If you were her neighbor or her friend, or even a stranger in need, she found ways to help.  There were people she knew who respected her and would step in to help others if she asked.  She was a no-nonsense person whose reputation was built by acts of authentic kindness, loyalty, and love, never undertaken for the sake of appearance.

She was only 67 years old when she died on August 22, 2020, but she had devoted her life to accomplishments of service, mercy and justice that went far beyond those of any public leader, celebrity or person of riches.  She was worn out, but those who knew what she had contributed filled the little house where she died.  Every one of her children now carries that same core of character that she had.  Every person she ever helped mourns her. Every friend she ever had feels the void she has left among us.

“No me olvidas,” she said again and again before she died.
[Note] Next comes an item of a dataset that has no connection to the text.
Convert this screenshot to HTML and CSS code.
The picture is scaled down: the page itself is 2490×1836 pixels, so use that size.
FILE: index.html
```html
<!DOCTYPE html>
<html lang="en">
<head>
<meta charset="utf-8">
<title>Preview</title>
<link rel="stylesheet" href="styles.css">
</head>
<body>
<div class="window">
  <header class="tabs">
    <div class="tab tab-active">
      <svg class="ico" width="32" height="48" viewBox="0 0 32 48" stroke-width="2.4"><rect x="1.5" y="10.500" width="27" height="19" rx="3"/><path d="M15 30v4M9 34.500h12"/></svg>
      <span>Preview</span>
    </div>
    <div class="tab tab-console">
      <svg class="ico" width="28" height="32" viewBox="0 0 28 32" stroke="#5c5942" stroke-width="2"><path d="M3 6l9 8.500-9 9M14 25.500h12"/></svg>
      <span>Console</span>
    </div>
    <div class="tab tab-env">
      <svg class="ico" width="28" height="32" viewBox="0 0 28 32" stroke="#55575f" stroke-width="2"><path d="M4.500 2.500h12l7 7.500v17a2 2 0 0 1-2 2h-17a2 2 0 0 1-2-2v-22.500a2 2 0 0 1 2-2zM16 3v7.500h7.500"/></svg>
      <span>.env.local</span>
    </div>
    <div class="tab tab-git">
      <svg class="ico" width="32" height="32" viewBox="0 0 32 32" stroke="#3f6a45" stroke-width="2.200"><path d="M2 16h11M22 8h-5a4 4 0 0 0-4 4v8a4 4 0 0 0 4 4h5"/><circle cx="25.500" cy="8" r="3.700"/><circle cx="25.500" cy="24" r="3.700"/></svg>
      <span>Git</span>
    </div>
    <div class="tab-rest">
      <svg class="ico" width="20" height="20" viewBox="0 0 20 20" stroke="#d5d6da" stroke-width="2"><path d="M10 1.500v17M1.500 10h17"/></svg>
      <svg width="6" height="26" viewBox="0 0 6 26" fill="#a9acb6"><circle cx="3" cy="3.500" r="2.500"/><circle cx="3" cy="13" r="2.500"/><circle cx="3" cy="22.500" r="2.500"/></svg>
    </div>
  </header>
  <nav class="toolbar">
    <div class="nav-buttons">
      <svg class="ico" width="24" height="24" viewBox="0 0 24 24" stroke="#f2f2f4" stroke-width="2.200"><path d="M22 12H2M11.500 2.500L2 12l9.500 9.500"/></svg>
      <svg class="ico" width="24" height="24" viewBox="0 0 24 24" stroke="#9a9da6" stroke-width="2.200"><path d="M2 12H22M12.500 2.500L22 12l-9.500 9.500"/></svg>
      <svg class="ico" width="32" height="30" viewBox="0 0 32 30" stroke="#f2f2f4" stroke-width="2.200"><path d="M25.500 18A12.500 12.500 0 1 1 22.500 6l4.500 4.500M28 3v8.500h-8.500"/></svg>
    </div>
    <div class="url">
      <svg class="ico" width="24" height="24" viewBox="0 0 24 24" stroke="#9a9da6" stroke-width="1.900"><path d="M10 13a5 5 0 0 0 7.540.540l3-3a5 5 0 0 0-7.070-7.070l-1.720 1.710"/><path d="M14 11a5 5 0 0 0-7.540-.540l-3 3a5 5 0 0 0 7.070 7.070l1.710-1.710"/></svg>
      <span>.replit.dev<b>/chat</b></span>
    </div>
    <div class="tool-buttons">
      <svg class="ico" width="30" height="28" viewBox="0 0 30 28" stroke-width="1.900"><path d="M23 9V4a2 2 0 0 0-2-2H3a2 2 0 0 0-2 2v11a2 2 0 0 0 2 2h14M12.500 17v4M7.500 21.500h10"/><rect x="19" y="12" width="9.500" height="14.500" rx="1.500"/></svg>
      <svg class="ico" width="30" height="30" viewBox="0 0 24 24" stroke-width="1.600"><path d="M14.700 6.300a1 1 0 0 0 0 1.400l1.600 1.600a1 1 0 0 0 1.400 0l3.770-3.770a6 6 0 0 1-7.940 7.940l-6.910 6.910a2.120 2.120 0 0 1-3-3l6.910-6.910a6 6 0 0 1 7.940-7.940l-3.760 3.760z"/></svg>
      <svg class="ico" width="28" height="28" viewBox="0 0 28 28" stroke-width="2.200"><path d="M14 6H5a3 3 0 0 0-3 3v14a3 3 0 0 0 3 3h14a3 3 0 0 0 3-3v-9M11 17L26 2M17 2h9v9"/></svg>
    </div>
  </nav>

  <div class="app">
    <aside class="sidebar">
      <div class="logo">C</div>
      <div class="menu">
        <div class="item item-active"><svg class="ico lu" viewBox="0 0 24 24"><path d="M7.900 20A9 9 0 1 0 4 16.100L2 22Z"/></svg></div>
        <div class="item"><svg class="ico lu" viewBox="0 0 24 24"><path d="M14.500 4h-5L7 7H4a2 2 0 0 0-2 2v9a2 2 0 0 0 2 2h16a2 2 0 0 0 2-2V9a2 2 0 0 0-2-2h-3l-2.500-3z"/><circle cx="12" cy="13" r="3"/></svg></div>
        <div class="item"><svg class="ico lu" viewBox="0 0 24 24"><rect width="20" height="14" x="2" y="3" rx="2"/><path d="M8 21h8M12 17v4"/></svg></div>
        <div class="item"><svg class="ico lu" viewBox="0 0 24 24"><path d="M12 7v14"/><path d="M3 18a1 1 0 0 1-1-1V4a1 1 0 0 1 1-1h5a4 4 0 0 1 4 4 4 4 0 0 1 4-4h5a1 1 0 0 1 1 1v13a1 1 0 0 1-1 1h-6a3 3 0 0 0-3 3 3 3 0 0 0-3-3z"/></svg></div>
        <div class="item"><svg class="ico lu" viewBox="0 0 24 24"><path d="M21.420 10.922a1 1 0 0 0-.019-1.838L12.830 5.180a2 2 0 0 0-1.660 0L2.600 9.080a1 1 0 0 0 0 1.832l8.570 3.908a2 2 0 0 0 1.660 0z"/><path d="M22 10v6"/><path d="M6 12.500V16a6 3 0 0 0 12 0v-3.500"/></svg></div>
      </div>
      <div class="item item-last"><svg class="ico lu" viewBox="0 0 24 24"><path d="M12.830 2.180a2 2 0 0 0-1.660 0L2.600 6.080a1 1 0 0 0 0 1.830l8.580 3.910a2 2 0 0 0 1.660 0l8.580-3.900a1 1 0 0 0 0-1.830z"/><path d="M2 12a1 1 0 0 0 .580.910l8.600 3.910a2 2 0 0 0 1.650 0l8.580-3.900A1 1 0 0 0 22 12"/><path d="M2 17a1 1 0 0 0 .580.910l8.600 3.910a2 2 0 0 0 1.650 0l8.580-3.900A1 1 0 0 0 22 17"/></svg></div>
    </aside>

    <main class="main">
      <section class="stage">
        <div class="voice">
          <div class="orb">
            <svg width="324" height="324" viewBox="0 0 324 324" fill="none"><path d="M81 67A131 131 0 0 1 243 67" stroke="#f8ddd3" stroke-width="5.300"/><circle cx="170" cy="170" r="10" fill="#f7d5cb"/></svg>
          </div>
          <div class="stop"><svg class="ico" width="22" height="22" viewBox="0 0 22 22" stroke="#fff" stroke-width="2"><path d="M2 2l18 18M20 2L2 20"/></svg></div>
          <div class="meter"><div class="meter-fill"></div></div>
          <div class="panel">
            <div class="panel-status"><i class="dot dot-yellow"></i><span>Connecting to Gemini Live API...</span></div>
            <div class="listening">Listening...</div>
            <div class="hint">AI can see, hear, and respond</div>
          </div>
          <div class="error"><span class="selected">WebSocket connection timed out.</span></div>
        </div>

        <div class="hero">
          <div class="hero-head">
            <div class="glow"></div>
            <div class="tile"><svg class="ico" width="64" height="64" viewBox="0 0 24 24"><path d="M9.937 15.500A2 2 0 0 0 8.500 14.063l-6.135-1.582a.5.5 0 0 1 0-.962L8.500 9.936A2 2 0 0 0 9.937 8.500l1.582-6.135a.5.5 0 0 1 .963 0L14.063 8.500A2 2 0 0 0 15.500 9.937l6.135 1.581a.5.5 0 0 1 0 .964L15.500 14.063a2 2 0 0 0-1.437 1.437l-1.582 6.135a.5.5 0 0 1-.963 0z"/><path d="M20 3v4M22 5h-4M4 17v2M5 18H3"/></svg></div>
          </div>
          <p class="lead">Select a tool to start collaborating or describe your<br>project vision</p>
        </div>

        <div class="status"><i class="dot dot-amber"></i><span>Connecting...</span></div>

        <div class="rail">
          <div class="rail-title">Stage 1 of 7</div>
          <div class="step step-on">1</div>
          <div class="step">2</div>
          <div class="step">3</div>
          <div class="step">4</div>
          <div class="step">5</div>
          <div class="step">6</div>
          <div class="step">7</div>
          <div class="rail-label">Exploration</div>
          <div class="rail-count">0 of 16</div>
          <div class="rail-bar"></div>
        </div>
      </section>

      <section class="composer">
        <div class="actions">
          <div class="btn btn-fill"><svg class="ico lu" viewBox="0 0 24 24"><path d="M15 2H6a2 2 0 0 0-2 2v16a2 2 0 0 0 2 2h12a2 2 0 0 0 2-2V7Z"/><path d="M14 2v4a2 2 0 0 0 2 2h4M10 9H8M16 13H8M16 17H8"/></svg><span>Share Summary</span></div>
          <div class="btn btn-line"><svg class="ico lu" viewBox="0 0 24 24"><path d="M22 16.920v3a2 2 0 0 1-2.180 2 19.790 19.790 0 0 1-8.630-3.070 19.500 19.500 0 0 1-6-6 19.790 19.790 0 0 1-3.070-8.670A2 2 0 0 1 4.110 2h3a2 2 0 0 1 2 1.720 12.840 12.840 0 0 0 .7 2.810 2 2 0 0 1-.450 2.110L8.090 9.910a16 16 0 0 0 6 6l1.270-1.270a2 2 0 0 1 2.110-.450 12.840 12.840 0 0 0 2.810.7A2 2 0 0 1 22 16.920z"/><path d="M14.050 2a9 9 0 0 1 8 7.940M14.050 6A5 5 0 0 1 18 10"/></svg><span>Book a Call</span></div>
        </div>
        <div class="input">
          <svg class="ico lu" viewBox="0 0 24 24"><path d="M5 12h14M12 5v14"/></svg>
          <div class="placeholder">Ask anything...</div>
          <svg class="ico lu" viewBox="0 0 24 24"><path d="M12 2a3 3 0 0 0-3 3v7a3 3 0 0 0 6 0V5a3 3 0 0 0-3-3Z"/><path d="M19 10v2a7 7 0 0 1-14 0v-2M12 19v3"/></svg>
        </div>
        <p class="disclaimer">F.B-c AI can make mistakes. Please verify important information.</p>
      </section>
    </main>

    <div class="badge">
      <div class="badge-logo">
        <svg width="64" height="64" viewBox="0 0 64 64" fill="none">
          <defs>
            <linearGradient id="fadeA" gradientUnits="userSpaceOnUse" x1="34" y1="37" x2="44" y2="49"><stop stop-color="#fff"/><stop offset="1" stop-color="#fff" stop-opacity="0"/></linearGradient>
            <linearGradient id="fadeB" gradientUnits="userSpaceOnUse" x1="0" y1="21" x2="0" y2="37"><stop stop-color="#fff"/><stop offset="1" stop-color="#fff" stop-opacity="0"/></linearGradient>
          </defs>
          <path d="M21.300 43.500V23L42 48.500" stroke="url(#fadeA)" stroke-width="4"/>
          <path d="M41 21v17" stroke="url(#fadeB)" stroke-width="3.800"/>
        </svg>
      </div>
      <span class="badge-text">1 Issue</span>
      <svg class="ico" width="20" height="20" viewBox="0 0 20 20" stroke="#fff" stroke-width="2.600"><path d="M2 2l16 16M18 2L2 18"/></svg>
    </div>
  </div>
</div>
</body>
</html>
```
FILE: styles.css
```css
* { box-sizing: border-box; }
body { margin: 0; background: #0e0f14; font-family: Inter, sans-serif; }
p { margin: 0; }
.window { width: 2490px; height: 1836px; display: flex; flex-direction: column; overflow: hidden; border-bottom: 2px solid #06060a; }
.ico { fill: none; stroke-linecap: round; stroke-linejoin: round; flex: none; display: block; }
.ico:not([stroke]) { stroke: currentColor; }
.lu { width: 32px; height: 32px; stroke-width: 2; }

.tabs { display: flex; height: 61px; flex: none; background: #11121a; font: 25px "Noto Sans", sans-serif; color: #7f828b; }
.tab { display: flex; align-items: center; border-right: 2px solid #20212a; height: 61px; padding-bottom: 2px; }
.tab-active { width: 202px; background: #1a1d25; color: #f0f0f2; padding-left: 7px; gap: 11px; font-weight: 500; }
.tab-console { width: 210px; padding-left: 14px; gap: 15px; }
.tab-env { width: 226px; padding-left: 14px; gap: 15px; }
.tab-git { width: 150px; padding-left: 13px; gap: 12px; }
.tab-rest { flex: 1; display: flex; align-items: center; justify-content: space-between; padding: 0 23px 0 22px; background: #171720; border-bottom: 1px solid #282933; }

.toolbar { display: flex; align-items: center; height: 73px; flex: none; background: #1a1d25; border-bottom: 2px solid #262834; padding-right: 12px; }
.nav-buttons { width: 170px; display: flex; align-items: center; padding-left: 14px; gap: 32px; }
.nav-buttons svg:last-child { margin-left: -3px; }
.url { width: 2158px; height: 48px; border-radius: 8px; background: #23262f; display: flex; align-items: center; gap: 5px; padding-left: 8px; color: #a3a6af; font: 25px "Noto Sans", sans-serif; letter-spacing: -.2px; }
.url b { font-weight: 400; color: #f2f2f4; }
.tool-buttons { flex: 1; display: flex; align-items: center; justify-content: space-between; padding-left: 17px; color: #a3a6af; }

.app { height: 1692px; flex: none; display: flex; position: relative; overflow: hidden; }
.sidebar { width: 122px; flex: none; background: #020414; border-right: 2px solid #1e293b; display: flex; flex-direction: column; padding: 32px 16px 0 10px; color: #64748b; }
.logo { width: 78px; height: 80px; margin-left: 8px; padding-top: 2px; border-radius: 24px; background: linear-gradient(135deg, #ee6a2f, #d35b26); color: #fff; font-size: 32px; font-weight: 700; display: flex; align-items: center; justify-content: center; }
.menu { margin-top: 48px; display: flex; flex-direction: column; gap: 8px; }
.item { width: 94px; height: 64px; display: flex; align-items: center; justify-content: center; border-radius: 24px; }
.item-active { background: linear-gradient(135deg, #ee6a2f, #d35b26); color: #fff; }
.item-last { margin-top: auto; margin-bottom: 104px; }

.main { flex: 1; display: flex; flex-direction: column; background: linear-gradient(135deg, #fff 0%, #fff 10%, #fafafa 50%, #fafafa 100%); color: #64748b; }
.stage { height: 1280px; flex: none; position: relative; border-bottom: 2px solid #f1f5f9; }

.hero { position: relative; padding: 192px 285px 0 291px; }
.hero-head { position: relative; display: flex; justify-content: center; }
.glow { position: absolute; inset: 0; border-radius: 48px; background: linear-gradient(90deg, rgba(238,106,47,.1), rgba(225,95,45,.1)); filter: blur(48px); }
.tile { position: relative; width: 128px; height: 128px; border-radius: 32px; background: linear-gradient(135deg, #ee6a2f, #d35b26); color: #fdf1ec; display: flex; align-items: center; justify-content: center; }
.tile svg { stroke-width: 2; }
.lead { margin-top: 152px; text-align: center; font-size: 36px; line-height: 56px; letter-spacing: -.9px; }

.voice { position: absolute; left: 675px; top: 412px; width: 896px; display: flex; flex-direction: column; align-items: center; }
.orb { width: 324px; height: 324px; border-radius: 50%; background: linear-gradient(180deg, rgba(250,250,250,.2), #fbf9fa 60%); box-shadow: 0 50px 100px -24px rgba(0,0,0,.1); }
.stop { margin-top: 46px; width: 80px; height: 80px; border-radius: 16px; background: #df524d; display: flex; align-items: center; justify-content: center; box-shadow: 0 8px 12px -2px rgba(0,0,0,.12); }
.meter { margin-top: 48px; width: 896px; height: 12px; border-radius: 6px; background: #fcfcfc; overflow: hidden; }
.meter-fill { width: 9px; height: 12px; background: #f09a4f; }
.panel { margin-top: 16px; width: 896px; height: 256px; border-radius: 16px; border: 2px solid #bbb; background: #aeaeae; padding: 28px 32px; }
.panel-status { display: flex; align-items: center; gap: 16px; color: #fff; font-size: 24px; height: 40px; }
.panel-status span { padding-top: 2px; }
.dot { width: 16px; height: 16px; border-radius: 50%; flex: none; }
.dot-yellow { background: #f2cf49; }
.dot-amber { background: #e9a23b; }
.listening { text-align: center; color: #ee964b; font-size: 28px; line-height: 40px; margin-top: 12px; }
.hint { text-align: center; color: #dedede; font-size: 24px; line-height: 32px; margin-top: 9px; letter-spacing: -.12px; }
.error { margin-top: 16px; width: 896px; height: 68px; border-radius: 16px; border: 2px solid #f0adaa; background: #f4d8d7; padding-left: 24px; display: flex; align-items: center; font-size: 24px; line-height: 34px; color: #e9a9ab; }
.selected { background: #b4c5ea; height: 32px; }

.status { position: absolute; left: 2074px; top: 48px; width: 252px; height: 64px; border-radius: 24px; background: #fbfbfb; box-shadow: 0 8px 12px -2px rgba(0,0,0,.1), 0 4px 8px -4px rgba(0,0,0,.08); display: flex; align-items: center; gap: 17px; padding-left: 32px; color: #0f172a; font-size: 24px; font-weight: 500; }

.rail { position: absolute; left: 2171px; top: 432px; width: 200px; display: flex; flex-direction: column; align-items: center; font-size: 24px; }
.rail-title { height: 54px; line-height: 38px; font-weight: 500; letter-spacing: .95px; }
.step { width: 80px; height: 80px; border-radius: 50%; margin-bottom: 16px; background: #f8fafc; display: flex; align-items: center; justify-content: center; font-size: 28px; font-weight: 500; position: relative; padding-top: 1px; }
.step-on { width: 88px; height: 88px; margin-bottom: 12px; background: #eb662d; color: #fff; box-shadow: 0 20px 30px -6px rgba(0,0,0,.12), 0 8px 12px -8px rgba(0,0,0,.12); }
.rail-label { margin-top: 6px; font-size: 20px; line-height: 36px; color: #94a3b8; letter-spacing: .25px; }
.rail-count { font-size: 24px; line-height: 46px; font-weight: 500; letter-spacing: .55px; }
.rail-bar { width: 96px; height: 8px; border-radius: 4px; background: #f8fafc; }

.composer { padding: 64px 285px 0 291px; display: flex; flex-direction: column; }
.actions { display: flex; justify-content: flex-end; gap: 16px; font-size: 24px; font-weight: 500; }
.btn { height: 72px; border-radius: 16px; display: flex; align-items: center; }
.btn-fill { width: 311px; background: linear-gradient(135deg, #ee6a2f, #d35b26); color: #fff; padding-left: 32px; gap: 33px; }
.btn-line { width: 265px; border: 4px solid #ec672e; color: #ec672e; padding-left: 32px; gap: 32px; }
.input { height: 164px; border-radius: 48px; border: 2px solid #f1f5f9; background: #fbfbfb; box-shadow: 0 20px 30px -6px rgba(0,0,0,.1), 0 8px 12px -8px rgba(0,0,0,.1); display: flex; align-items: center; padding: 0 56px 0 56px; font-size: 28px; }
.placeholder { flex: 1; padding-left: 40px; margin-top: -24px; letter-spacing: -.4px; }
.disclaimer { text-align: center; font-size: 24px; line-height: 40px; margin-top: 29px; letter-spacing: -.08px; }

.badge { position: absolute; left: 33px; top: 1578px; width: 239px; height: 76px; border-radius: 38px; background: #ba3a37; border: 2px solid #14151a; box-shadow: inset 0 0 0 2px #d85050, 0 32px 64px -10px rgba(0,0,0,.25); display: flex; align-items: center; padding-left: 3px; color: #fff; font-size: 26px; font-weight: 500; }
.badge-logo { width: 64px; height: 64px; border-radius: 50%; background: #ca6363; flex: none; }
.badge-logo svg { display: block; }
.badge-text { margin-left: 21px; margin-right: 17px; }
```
As if that were even possible.

Godspeed, Maria Aceves, dearest friend, devoted mother and grandmother, warrior for her community.  If we see you after we die, we will know we have reached the heavens.




{ 10 comments… read them below or add one }

Geoff Page August 24, 2020 at 11:13 am

Beautiful tribute. It is a shame that a soul like this had to fight for her and others to have what many of us take for granted. It’s hard to lose complete faith in the human race when there are people like Maria Aceves among us.


Joni Halpern August 24, 2020 at 2:46 pm

Geoff, thank you for your kind comments, but most of all for your appreciation of a life so well lived. Stay well. We need people like you.


retired botanist August 24, 2020 at 2:38 pm

Wow, I’ll second that. I only wish that our Congressional subcommittees, like the USPS inquiry I listened to today, could read this testimonial and learn something. What a life in service and giving to fellow humans is really all about. Its work, hard and selfless work, not posturing and stumping and whining, not bragging and self-aggrandizing, not hoarding and self-promoting.
Indeed, this is what a role model is all about. Bless her heart and may her children carry on her good works and shining example! Thanks for the uplift :-)


Joni Halpern August 24, 2020 at 2:56 pm

Friend, it is comforting to know there is someone like you in the world, someone who understands what a life lived in the service of others really means to all of us. I assume you would not know that if you yourself had not lived in such a way.


retired botanist August 24, 2020 at 5:18 pm

Thx, Joni, that’s very generous of you, but I don’t even begin to fill shoes like those of Ms. Aceves, tho I strive to do good where I can, and endorse and acknowledge heroes like her who do so much more. Its the legacy she leaves behind her that gives me hope there’s a legion out there, people who knew her, people who worked with her, perhaps in the corners, on the fringes, out of the limelight, who will pick up the baton and continue to set the bar for behavior we should all emulate. What a hopeful way forward that would be. :-)


Joni Halpern August 24, 2020 at 10:50 pm

Indeed, my friend. I join in your hope.


lauradinob August 24, 2020 at 7:33 pm

Thank you Maria Aceves, for making the world a better place. We won’t forget you!


Joni Halpern August 24, 2020 at 10:51 pm

Thank you, my friend.


Frances O'Neill Zimmerman August 24, 2020 at 10:11 pm

A beautiful tribute to a cherished friend by a wonderful writer. RIP Maria Aceves!
Thanks for this story of one Mexican woman’s contributions to her community on this side of
the Wall.


Joni Halpern August 25, 2020 at 5:05 pm

Thank you, Frances, for helping me celebrate Maria Aceves’ life. And thank you for your own contributions to our community.